— Prompt —
The line that contains "Write the HTML" and every line after it, down to the last one, must be restated word for word, with no pictures.

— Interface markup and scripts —
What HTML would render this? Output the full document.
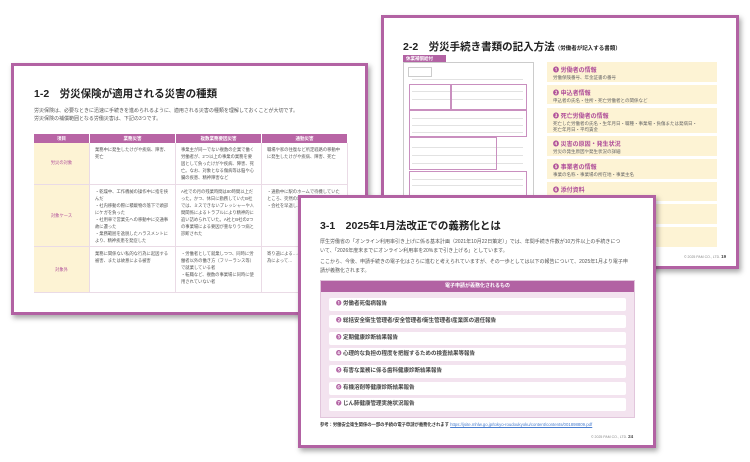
<!DOCTYPE html>
<html><head><meta charset="utf-8"><style>
*{margin:0;padding:0;box-sizing:border-box}
body{width:750px;height:462px;background:#fff;position:relative;overflow:hidden;font-family:"Liberation Sans","Noto Sans CJK JP",sans-serif;color:#333}
.pg{position:absolute;background:#fff;border:3px solid #b262a3;box-shadow:2px 3px 5px rgba(0,0,0,.35)}
.a{position:absolute;white-space:nowrap}
.t{font-weight:bold;font-size:10.5px;color:#222}
.s{font-size:5px;color:#555;line-height:8px}
.th{position:absolute;background:#b865a5;color:#fff;font-size:4.5px;text-align:center;line-height:9px;font-weight:bold}
.cell{position:absolute;border-right:1px solid #eadbe6;border-bottom:1px solid #eadbe6;font-size:4.3px;line-height:7px;color:#555;padding:3px 5px;white-space:normal}
.rb{position:absolute;left:163px;width:170px;background:#fdf3d4}
.rb b{display:block;color:#b0509a;font-size:6px;margin:3px 0 0 6px}
.rb i{display:block;font-style:normal;font-size:4.5px;color:#666;margin:1px 0 0 6px;line-height:6px}
.it{position:absolute;left:8px;width:297px;height:13px;background:#fff;border-radius:2px;font-size:5.5px;font-weight:bold;color:#444;line-height:13px;padding-left:7px}
.it span{color:#b262a3}
.fb{position:absolute;border:1px solid #c98fbf}
.fl{position:absolute;left:8px;right:10px;height:1px;background:#e2e2e2}
</style></head><body>

<div class="pg" style="left:11px;top:63px;width:357px;height:252px">
 <div class="a t" style="left:20px;top:20px">1-2　労災保険が適用される災害の種類</div>
 <div class="a s" style="left:20px;top:41px">労災保険は、必要なときに迅速に手続きを進められるように、適用される災害の種類を理解しておくことが大切です。<br>労災保険の補償範囲となる労働災害は、下記の3つです。</div>
 <div class="th" style="left:20px;top:68px;width:55px">項目</div>
 <div class="th" style="left:76px;top:68px;width:85px">業務災害</div>
 <div class="th" style="left:162px;top:68px;width:85px">複数業務要因災害</div>
 <div class="th" style="left:248px;top:68px;width:85px">通勤災害</div>
 <div class="cell" style="left:20px;top:77px;width:56px;height:42px;background:#fdf3d4;color:#b0509a;text-align:center;padding-top:16px">労災の対象</div>
 <div class="cell" style="left:76px;top:77px;width:86px;height:42px">業務中に発生したけがや疾病、障害、死亡</div>
 <div class="cell" style="left:162px;top:77px;width:86px;height:42px">事業主が同一でない複数の企業で働く労働者が、2つ以上の事業の業務を要因として負ったけがや疾病、障害、死亡。なお、対象となる傷病等は脳や心臓の疾患、精神障害など</div>
 <div class="cell" style="left:248px;top:77px;width:86px;height:42px">職場や家の往復など所定経路の移動中に発生したけがや疾病、障害、死亡</div>
 <div class="cell" style="left:20px;top:119px;width:56px;height:62px;background:#fdf3d4;color:#b0509a;text-align:center;padding-top:27px">対象ケース</div>
 <div class="cell" style="left:76px;top:119px;width:86px;height:62px">・乾燥中、工作機械の操作中に指を挟んだ<br>・社内移動の際に積載物の落下で頭部にケガを負った<br>・社用車で営業先への移動中に交通事故に遭った<br>・業務範囲を逸脱したハラスメントにより、精神疾患を発症した</div>
 <div class="cell" style="left:162px;top:119px;width:86px;height:62px">A社での月の残業時間は80時間以上だった。かつ、休日に勤務していたB社では、ミスできないプレッシャーや人間関係によるトラブルにより精神的に追い詰められていた。A社とB社の2つの事業場による要因が重なりうつ病と診断された</div>
 <div class="cell" style="left:248px;top:119px;width:86px;height:62px">・通勤中に駅のホームで待機していたところ、突然の地震で…<br>・会社を早退し…帰りに事故に…</div>
 <div class="cell" style="left:20px;top:181px;width:56px;height:46px;background:#fdf3d4;color:#b0509a;text-align:center;padding-top:19px">対象外</div>
 <div class="cell" style="left:76px;top:181px;width:86px;height:46px">業務に関係ない私的な行為に起因する被害、または故意による被害</div>
 <div class="cell" style="left:162px;top:181px;width:86px;height:46px">・労働者として就業しつつ、同時に労働者以外の働き方（フリーランス等）で就業している者<br>・転職など、複数の事業場に同時に使用されていない者</div>
 <div class="cell" style="left:248px;top:181px;width:86px;height:46px">寄り道による…ことによる被害…い行為によって…</div>
</div>

<div class="pg" style="left:381px;top:15px;width:358px;height:254px">
 <div class="a t" style="left:19px;top:21px">2-2　労災手続き書類の記入方法<span style="font-size:5.5px">（労働者が記入する書類）</span></div>
 <div class="a" style="left:19px;top:37px;width:43px;height:7px;background:#b262a3;color:#fff;font-size:4.5px;line-height:7px;padding-left:3px;font-weight:bold">休業補償給付</div>
 <div class="a" style="left:19px;top:44px;width:131px;height:140px;border:1px solid #ccc;background:#fff">
  <div class="a" style="left:4px;top:4px;width:24px;height:10px;border:1px solid #ccc"></div>
  <div class="fl" style="top:16px"></div><div class="fl" style="top:28px"></div><div class="fl" style="top:36px"></div>
  <div class="fl" style="top:55px"></div><div class="fl" style="top:62px"></div><div class="fl" style="top:69px"></div>
  <div class="fl" style="top:84px"></div><div class="fl" style="top:92px"></div><div class="fl" style="top:100px"></div>
  <div class="fl" style="top:116px"></div><div class="fl" style="top:122px"></div>
  <div class="fb" style="left:5px;top:21px;width:42px;height:26px"></div>
  <div class="fb" style="left:47px;top:21px;width:76px;height:26px"></div>
  <div class="fb" style="left:5px;top:47px;width:118px;height:27px"></div>
  <div class="fb" style="left:5px;top:74px;width:88px;height:33px"></div>
  <div class="fb" style="left:5px;top:108px;width:118px;height:25px"></div>
 </div>
 <div class="rb" style="top:44px;height:20px"><b>❶ 労働者の情報</b><i>労働保険番号、年金証書の番号</i></div>
 <div class="rb" style="top:67px;height:19px"><b>❷ 申込者情報</b><i>申込者の氏名・住所・死亡労働者との関係など</i></div>
 <div class="rb" style="top:90px;height:25px"><b>❸ 死亡労働者の情報</b><i>死亡した労働者の氏名・生年月日・職種・事業場・負傷または発病日・<br>死亡年月日・平均賃金</i></div>
 <div class="rb" style="top:118px;height:20px"><b>❹ 災害の原因・発生状況</b><i>労災の発生原因や発生状況の詳細</i></div>
 <div class="rb" style="top:141px;height:20px"><b>❺ 事業者の情報</b><i>事業の名称・事業場の所在地・事業主名</i></div>
 <div class="rb" style="top:164px;height:19px"><b>❻ 添付資料</b><i>添付書類の種類</i></div>
 <div class="rb" style="top:186px;height:20px"></div>
 <div class="rb" style="top:209px;height:20px"></div>
 <div class="a" style="left:300px;top:236px;font-size:3.5px;color:#888">© 2025 PAM CO., LTD. <b style="color:#444;font-size:4.5px">19</b></div>
</div>

<div class="pg" style="left:298px;top:195px;width:358px;height:253px">
 <div class="a t" style="left:19px;top:20px">3-1　2025年1月法改正での義務化とは</div>
 <div class="a s" style="left:19px;top:40px;line-height:9px">厚生労働省の「オンライン利用率引き上げに係る基本計画（2021年10月22日策定）」では、年間手続き件数が10万件以上の手続きにつ<br>いて、「2026年度末までにオンライン利用率を20%まで引き上げる」としています。</div>
 <div class="a s" style="left:19px;top:60px;line-height:9px">ここから、今後、申請手続きの電子化はさらに進むと考えられていますが、その一歩としては以下の報告について、2025年1月より電子申<br>請が義務化されます。</div>
 <div class="a" style="left:19px;top:82px;width:315px;height:138px;background:#f3e3ef;border:1px solid #e2c6dc">
  <div class="a" style="left:0;top:0;width:313px;height:11px;background:#b262a3;color:#fff;font-size:5px;font-weight:bold;text-align:center;line-height:11px">電子申請が義務化されるもの</div>
  <div class="it" style="top:17px"><span>❶</span> 労働者死傷病報告</div>
  <div class="it" style="top:34px"><span>❷</span> 総括安全衛生管理者/安全管理者/衛生管理者/産業医の選任報告</div>
  <div class="it" style="top:51px"><span>❸</span> 定期健康診断結果報告</div>
  <div class="it" style="top:67px"><span>❹</span> 心理的な負担の程度を把握するための検査結果等報告</div>
  <div class="it" style="top:84px"><span>❺</span> 有害な業務に係る歯科健康診断結果報告</div>
  <div class="it" style="top:101px"><span>❻</span> 有機溶剤等健康診断結果報告</div>
  <div class="it" style="top:117px"><span>❼</span> じん肺健康管理実施状況報告</div>
 </div>
 <div class="a" style="left:19px;top:224px;font-size:4.3px;color:#333;font-weight:bold">参考：労働安全衛生関係の一部の手続の電子申請が義務化されます <span style="color:#4a7fd0;font-weight:normal;text-decoration:underline">https://jsite.mhlw.go.jp/tokyo-roudoukyoku/content/contents/001898809.pdf</span></div>
 <div class="a" style="left:290px;top:236px;font-size:3.5px;color:#888">© 2025 PAM CO., LTD. <b style="color:#444;font-size:4.5px">24</b></div>
</div>
</body></html>
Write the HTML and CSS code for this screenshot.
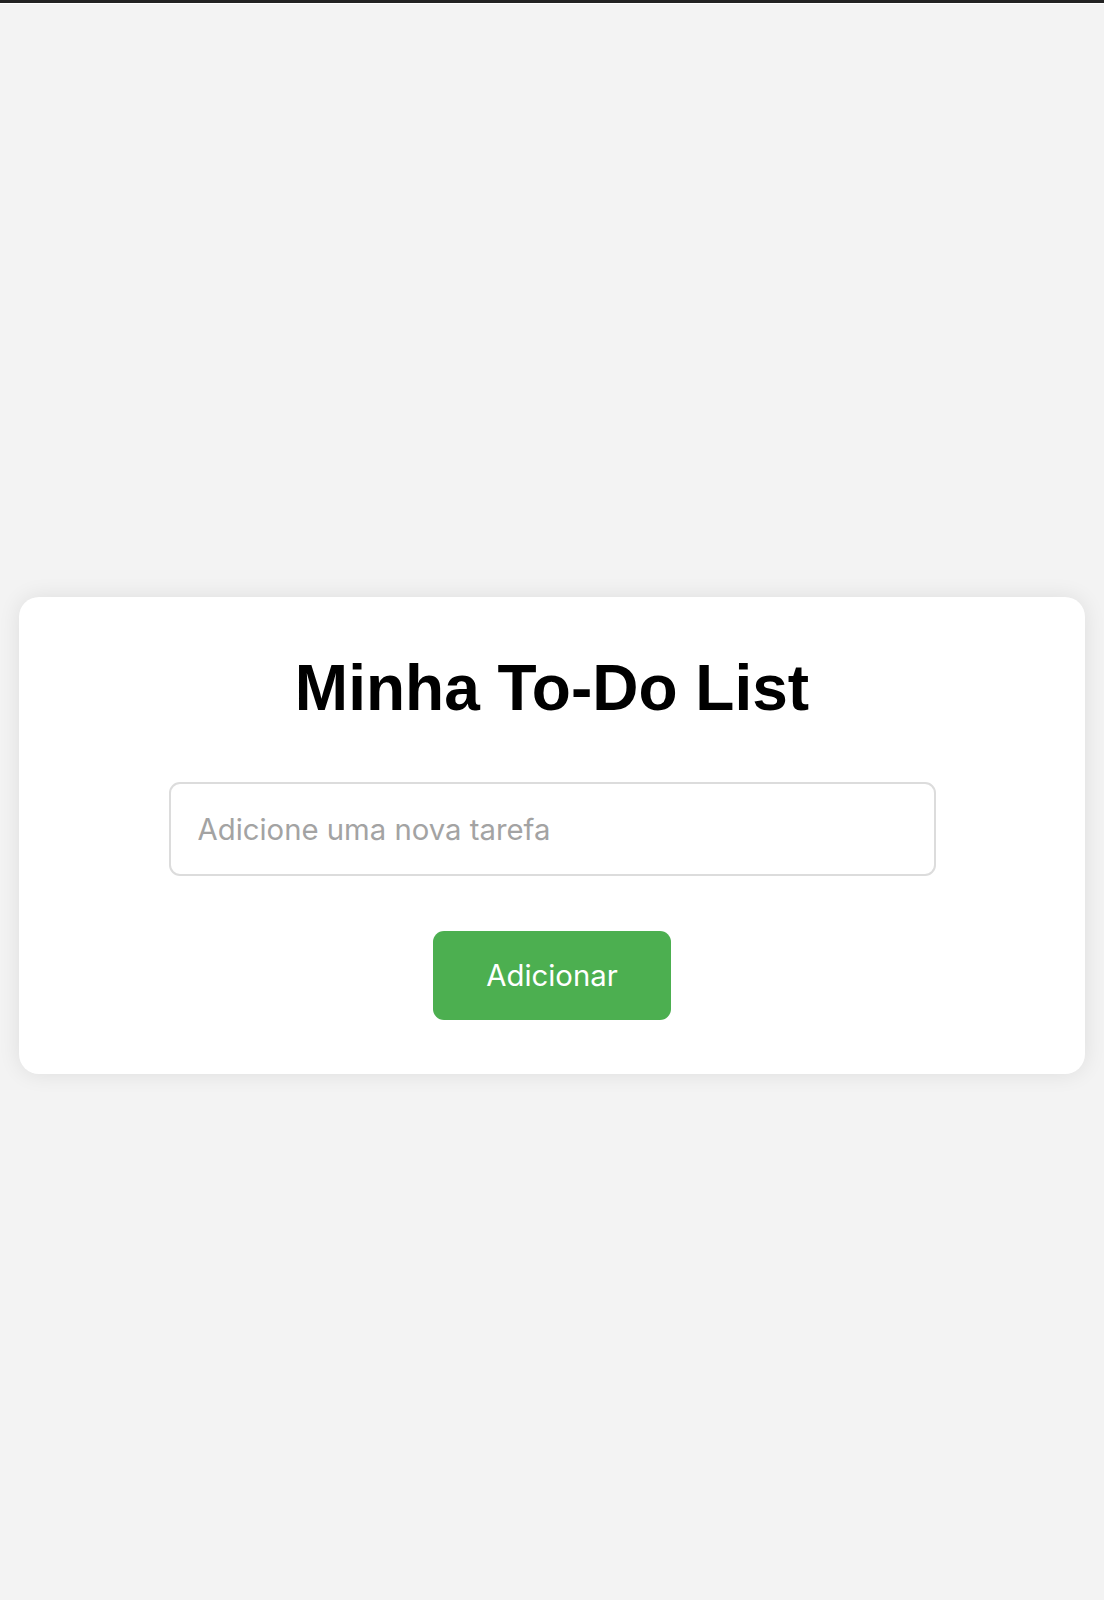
FILE: index.html
```html
<!DOCTYPE html>
<html lang="pt">
<head>
<meta charset="utf-8">
<title>Minha To-Do List</title>
<link rel="stylesheet" href="styles.css">
</head>
<body>
<div class="topbar"></div>
<main class="page">
  <section class="card">
    <h1 class="title">Minha To-Do List</h1>
    <input class="task-input" type="text" placeholder="Adicione uma nova tarefa">
    <button class="add-btn" type="button">Adicionar</button>
  </section>
</main>
</body>
</html>
```

FILE: styles.css
```css
html, body {
  margin: 0;
  padding: 0;
}
body {
  background: #f3f3f3;
  font-family: "Liberation Sans", Arial, sans-serif;
  min-height: 1600px;
  display: flex;
  flex-direction: column;
}
.topbar {
  height: 3px;
  background: #222222;
  border-bottom: 1px solid #ffffff;
}
.page {
  padding: 593px 19px 0;
}
.card {
  background: #ffffff;
  border-radius: 20px;
  box-shadow: 0 0 22px rgba(0, 0, 0, 0.09);
  padding: 54px 0 54px;
  display: flex;
  flex-direction: column;
  align-items: center;
}
.title {
  margin: 0;
  font-family: "Liberation Sans", Arial, sans-serif;
  font-weight: 700;
  font-size: 64px;
  line-height: 74px;
  letter-spacing: 0;
  color: #000;
}
.task-input {
  margin-top: 57px;
  box-sizing: border-box;
  width: 767px;
  height: 94px;
  border: 2px solid #dcdcdc;
  border-radius: 11px;
  padding: 0 27px;
  font-family: "Inter", "Liberation Sans", sans-serif;
  font-size: 29.3px;
  color: #333;
  background: #fff;
  outline: none;
}
.task-input::placeholder {
  color: #a3a3a3;
}
.add-btn {
  margin-top: 55px;
  width: 238px;
  height: 89px;
  border: none;
  border-radius: 11px;
  background: #4caf50;
  color: #ffffff;
  font-family: "Inter", "Liberation Sans", sans-serif;
  font-size: 29.3px;
  padding: 0;
  cursor: pointer;
}
```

— Finished answer —
Write the HTML and CSS code for this screenshot.
FILE: index.html
```html
<!DOCTYPE html>
<html lang="pt">
<head>
<meta charset="utf-8">
<title>Minha To-Do List</title>
<link rel="stylesheet" href="styles.css">
</head>
<body>
<div class="topbar"></div>
<main class="page">
  <section class="card">
    <h1 class="title">Minha To-Do List</h1>
    <input class="task-input" type="text" placeholder="Adicione uma nova tarefa">
    <button class="add-btn" type="button">Adicionar</button>
  </section>
</main>
</body>
</html>
```

FILE: styles.css
```css
html, body {
  margin: 0;
  padding: 0;
}
body {
  background: #f3f3f3;
  font-family: "Liberation Sans", Arial, sans-serif;
  min-height: 1600px;
  display: flex;
  flex-direction: column;
}
.topbar {
  height: 3px;
  background: #222222;
  border-bottom: 1px solid #ffffff;
}
.page {
  padding: 593px 19px 0;
}
.card {
  background: #ffffff;
  border-radius: 20px;
  box-shadow: 0 0 22px rgba(0, 0, 0, 0.09);
  padding: 54px 0 54px;
  display: flex;
  flex-direction: column;
  align-items: center;
}
.title {
  margin: 0;
  font-family: "Liberation Sans", Arial, sans-serif;
  font-weight: 700;
  font-size: 64px;
  line-height: 74px;
  letter-spacing: 0;
  color: #000;
}
.task-input {
  margin-top: 57px;
  box-sizing: border-box;
  width: 767px;
  height: 94px;
  border: 2px solid #dcdcdc;
  border-radius: 11px;
  padding: 0 27px;
  font-family: "Inter", "Liberation Sans", sans-serif;
  font-size: 29.3px;
  color: #333;
  background: #fff;
  outline: none;
}
.task-input::placeholder {
  color: #a3a3a3;
}
.add-btn {
  margin-top: 55px;
  width: 238px;
  height: 89px;
  border: none;
  border-radius: 11px;
  background: #4caf50;
  color: #ffffff;
  font-family: "Inter", "Liberation Sans", sans-serif;
  font-size: 29.3px;
  padding: 0;
  cursor: pointer;
}
```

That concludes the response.